**Task:**
Quote every line below exactly and skip any picture.

**Data segment:**
[start]
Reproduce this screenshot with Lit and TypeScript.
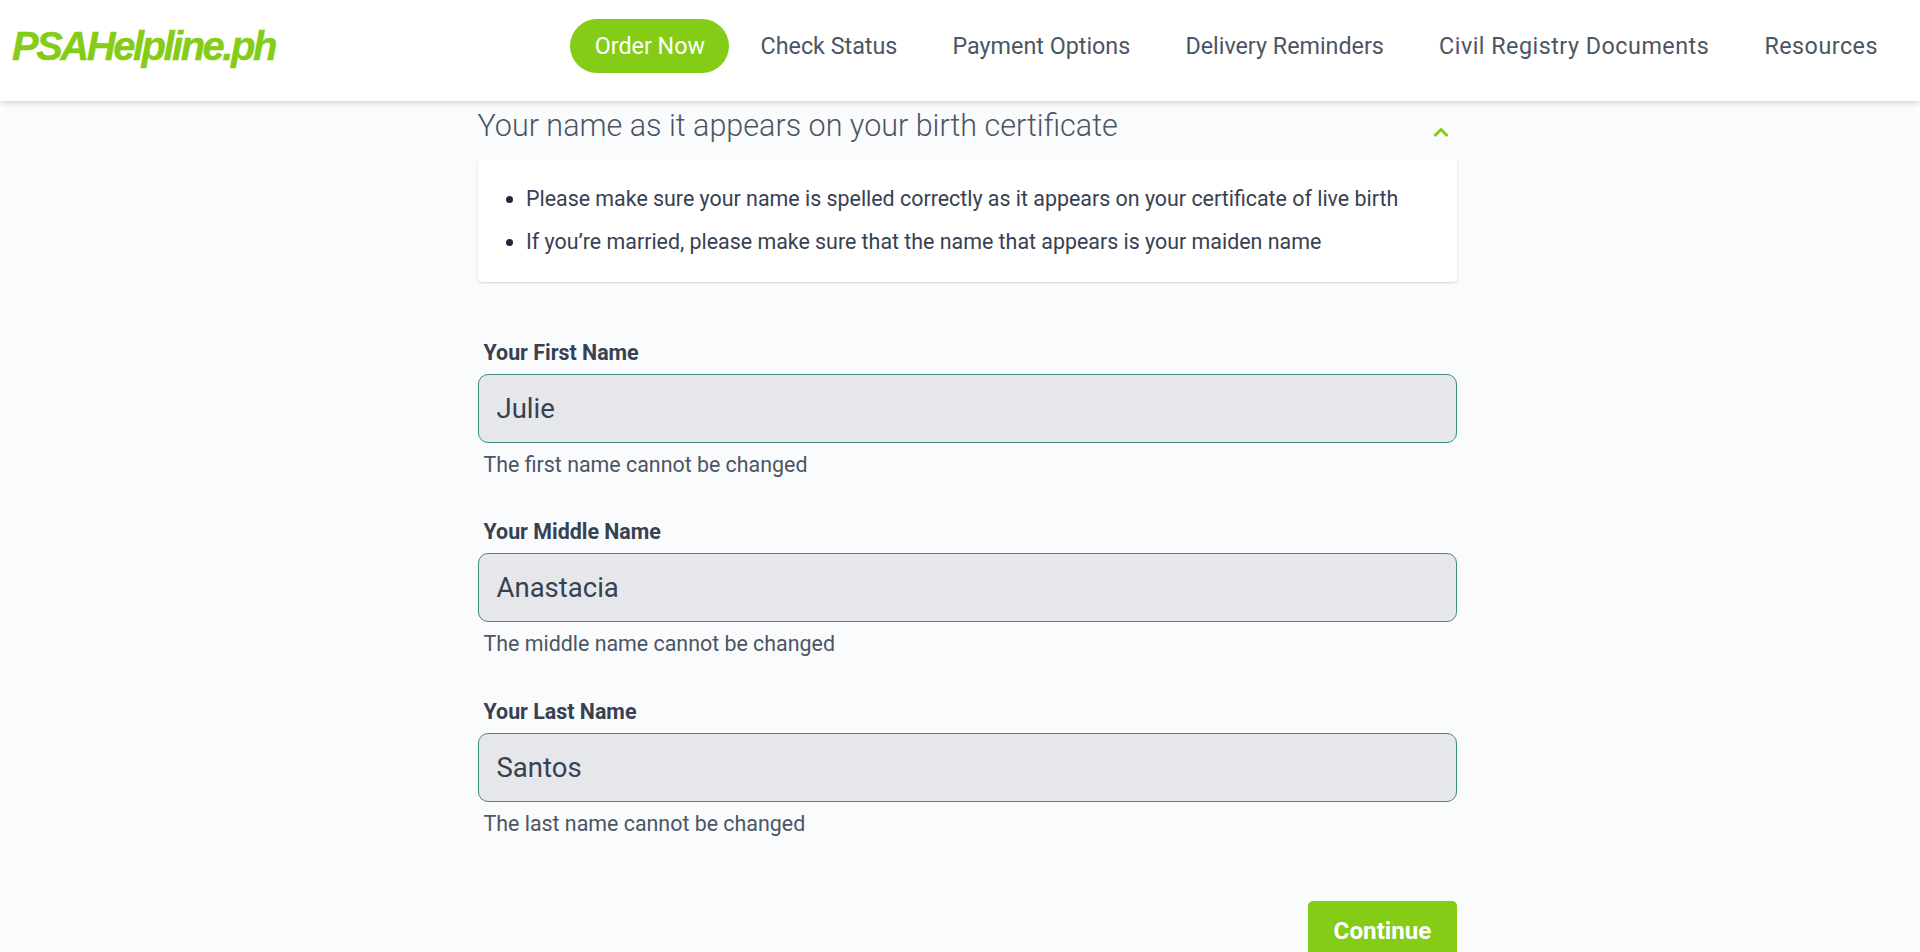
import { LitElement, html, css } from "lit";
import { customElement } from "lit/decorators.js";

const FIELDS = [
  { label: "Your First Name", value: "Julie", hint: "The first name cannot be changed" },
  { label: "Your Middle Name", value: "Anastacia", hint: "The middle name cannot be changed" },
  { label: "Your Last Name", value: "Santos", hint: "The last name cannot be changed" },
];

const NAV = [
  { text: "Check Status", wide: false },
  { text: "Payment Options", wide: false },
  { text: "Delivery Reminders", wide: false },
  { text: "Civil Registry Documents", wide: true },
  { text: "Resources", wide: true },
];

@customElement("app-root")
export class AppRoot extends LitElement {
  static styles = css`
    :host {
      display: block;
      height: 100vh;
      overflow: hidden;
      background: #fafbfd;
      color: #374151;
      font-family: Roboto, "Liberation Sans", sans-serif;
    }
    .header {
      height: 101px;
      box-sizing: border-box;
      background: #fff;
      box-shadow: 0 4px 6px -1px rgba(0, 0, 0, 0.1), 0 2px 4px -1px rgba(0, 0, 0, 0.06);
      display: flex;
      align-items: center;
      justify-content: space-between;
      padding: 0 42px 9px 12px;
      position: relative;
    }
    .logo {
      font-family: "Liberation Sans", Arial, sans-serif;
      font-style: italic;
      font-weight: 700;
      font-size: 40px;
      letter-spacing: -2.5px;
      -webkit-text-stroke: 0.4px #84cc16;
      color: #84cc16;
    }
    .nav {
      display: flex;
      align-items: center;
      gap: 55.2px;
      font-size: 23.3px;
      color: #4b5563;
    }
    .wide {
      letter-spacing: 0.5px;
    }
    .pill {
      background: #84cc16;
      color: #fff;
      height: 54px;
      width: 159px;
      border-radius: 27px;
      display: flex;
      align-items: center;
      justify-content: center;
      margin-right: -24px;
    }
    .main {
      width: 979.5px;
      margin-left: 477.5px;
    }
    .title {
      display: flex;
      justify-content: space-between;
      align-items: center;
      height: 58px;
      box-sizing: border-box;
      padding-bottom: 10px;
    }
    .title h2 {
      margin: 0;
      font-size: 30.5px;
      font-weight: 300;
      color: #4b5563;
    }
    .title svg {
      margin: 13px 8px 0 0;
    }
    .card {
      background: #fff;
      border-radius: 4px;
      box-shadow: 0 1px 3px rgba(0, 0, 0, 0.1), 0 1px 2px rgba(0, 0, 0, 0.06);
      height: 123px;
      box-sizing: border-box;
      padding: 18px 0 0 48.5px;
      font-size: 21.4px;
    }
    .card ul {
      margin: 0;
      padding: 0;
    }
    .card li {
      height: 43px;
      line-height: 43px;
    }
    .card li::marker {
      color: #1f2937;
    }
    .fields {
      margin-top: 57.5px;
      display: flex;
      flex-direction: column;
      gap: 41.5px;
    }
    .label {
      font-size: 21.4px;
      font-weight: 700;
      line-height: 26px;
      padding-left: 6px;
      margin-bottom: 8px;
    }
    .input {
      height: 69px;
      box-sizing: border-box;
      background: #e5e7eb;
      border: 1.5px solid #3c8f70;
      border-radius: 10px;
      display: flex;
      align-items: center;
      padding-left: 18px;
      font-size: 27.5px;
    }
    .hint {
      font-size: 21.4px;
      line-height: 26px;
      padding-left: 6px;
      margin-top: 9px;
      color: #4b5563;
    }
    .actions {
      display: flex;
      justify-content: flex-end;
      margin-top: 64.5px;
    }
    .btn {
      width: 149px;
      height: 60px;
      flex: none;
      background: #84cc16;
      color: #fff;
      border-radius: 5px;
      font-size: 24.2px;
      font-weight: 700;
      display: flex;
      align-items: center;
      justify-content: center;
    }
  `;

  render() {
    return html`
      <header class="header">
        <div class="logo">PSAHelpline.ph</div>
        <nav class="nav">
          <span class="pill">Order Now</span>
          ${NAV.map((n) => html`<span class=${n.wide ? "wide" : ""}>${n.text}</span>`)}
        </nav>
      </header>
      <main class="main">
        <div class="title">
          <h2>Your name as it appears on your birth certificate</h2>
          <svg width="16" height="10" viewBox="0 0 16 10" fill="none" stroke="#84cc16" stroke-width="3">
            <path d="M1.5 9 L8 2.5 L14.5 9" />
          </svg>
        </div>
        <div class="card">
          <ul>
            <li>Please make sure your name is spelled correctly as it appears on your certificate of live birth</li>
            <li>If you’re married, please make sure that the name that appears is your maiden name</li>
          </ul>
        </div>
        <div class="fields">
          ${FIELDS.map(
            (f) => html`
              <div>
                <div class="label">${f.label}</div>
                <div class="input">${f.value}</div>
                <div class="hint">${f.hint}</div>
              </div>
            `
          )}
        </div>
        <div class="actions"><div class="btn">Continue</div></div>
      </main>
    `;
  }
}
[end]
**Written solution:**
Reproduce this screenshot with Lit and TypeScript.
import { LitElement, html, css } from "lit";
import { customElement } from "lit/decorators.js";

const FIELDS = [
  { label: "Your First Name", value: "Julie", hint: "The first name cannot be changed" },
  { label: "Your Middle Name", value: "Anastacia", hint: "The middle name cannot be changed" },
  { label: "Your Last Name", value: "Santos", hint: "The last name cannot be changed" },
];

const NAV = [
  { text: "Check Status", wide: false },
  { text: "Payment Options", wide: false },
  { text: "Delivery Reminders", wide: false },
  { text: "Civil Registry Documents", wide: true },
  { text: "Resources", wide: true },
];

@customElement("app-root")
export class AppRoot extends LitElement {
  static styles = css`
    :host {
      display: block;
      height: 100vh;
      overflow: hidden;
      background: #fafbfd;
      color: #374151;
      font-family: Roboto, "Liberation Sans", sans-serif;
    }
    .header {
      height: 101px;
      box-sizing: border-box;
      background: #fff;
      box-shadow: 0 4px 6px -1px rgba(0, 0, 0, 0.1), 0 2px 4px -1px rgba(0, 0, 0, 0.06);
      display: flex;
      align-items: center;
      justify-content: space-between;
      padding: 0 42px 9px 12px;
      position: relative;
    }
    .logo {
      font-family: "Liberation Sans", Arial, sans-serif;
      font-style: italic;
      font-weight: 700;
      font-size: 40px;
      letter-spacing: -2.5px;
      -webkit-text-stroke: 0.4px #84cc16;
      color: #84cc16;
    }
    .nav {
      display: flex;
      align-items: center;
      gap: 55.2px;
      font-size: 23.3px;
      color: #4b5563;
    }
    .wide {
      letter-spacing: 0.5px;
    }
    .pill {
      background: #84cc16;
      color: #fff;
      height: 54px;
      width: 159px;
      border-radius: 27px;
      display: flex;
      align-items: center;
      justify-content: center;
      margin-right: -24px;
    }
    .main {
      width: 979.5px;
      margin-left: 477.5px;
    }
    .title {
      display: flex;
      justify-content: space-between;
      align-items: center;
      height: 58px;
      box-sizing: border-box;
      padding-bottom: 10px;
    }
    .title h2 {
      margin: 0;
      font-size: 30.5px;
      font-weight: 300;
      color: #4b5563;
    }
    .title svg {
      margin: 13px 8px 0 0;
    }
    .card {
      background: #fff;
      border-radius: 4px;
      box-shadow: 0 1px 3px rgba(0, 0, 0, 0.1), 0 1px 2px rgba(0, 0, 0, 0.06);
      height: 123px;
      box-sizing: border-box;
      padding: 18px 0 0 48.5px;
      font-size: 21.4px;
    }
    .card ul {
      margin: 0;
      padding: 0;
    }
    .card li {
      height: 43px;
      line-height: 43px;
    }
    .card li::marker {
      color: #1f2937;
    }
    .fields {
      margin-top: 57.5px;
      display: flex;
      flex-direction: column;
      gap: 41.5px;
    }
    .label {
      font-size: 21.4px;
      font-weight: 700;
      line-height: 26px;
      padding-left: 6px;
      margin-bottom: 8px;
    }
    .input {
      height: 69px;
      box-sizing: border-box;
      background: #e5e7eb;
      border: 1.5px solid #3c8f70;
      border-radius: 10px;
      display: flex;
      align-items: center;
      padding-left: 18px;
      font-size: 27.5px;
    }
    .hint {
      font-size: 21.4px;
      line-height: 26px;
      padding-left: 6px;
      margin-top: 9px;
      color: #4b5563;
    }
    .actions {
      display: flex;
      justify-content: flex-end;
      margin-top: 64.5px;
    }
    .btn {
      width: 149px;
      height: 60px;
      flex: none;
      background: #84cc16;
      color: #fff;
      border-radius: 5px;
      font-size: 24.2px;
      font-weight: 700;
      display: flex;
      align-items: center;
      justify-content: center;
    }
  `;

  render() {
    return html`
      <header class="header">
        <div class="logo">PSAHelpline.ph</div>
        <nav class="nav">
          <span class="pill">Order Now</span>
          ${NAV.map((n) => html`<span class=${n.wide ? "wide" : ""}>${n.text}</span>`)}
        </nav>
      </header>
      <main class="main">
        <div class="title">
          <h2>Your name as it appears on your birth certificate</h2>
          <svg width="16" height="10" viewBox="0 0 16 10" fill="none" stroke="#84cc16" stroke-width="3">
            <path d="M1.5 9 L8 2.5 L14.5 9" />
          </svg>
        </div>
        <div class="card">
          <ul>
            <li>Please make sure your name is spelled correctly as it appears on your certificate of live birth</li>
            <li>If you’re married, please make sure that the name that appears is your maiden name</li>
          </ul>
        </div>
        <div class="fields">
          ${FIELDS.map(
            (f) => html`
              <div>
                <div class="label">${f.label}</div>
                <div class="input">${f.value}</div>
                <div class="hint">${f.hint}</div>
              </div>
            `
          )}
        </div>
        <div class="actions"><div class="btn">Continue</div></div>
      </main>
    `;
  }
}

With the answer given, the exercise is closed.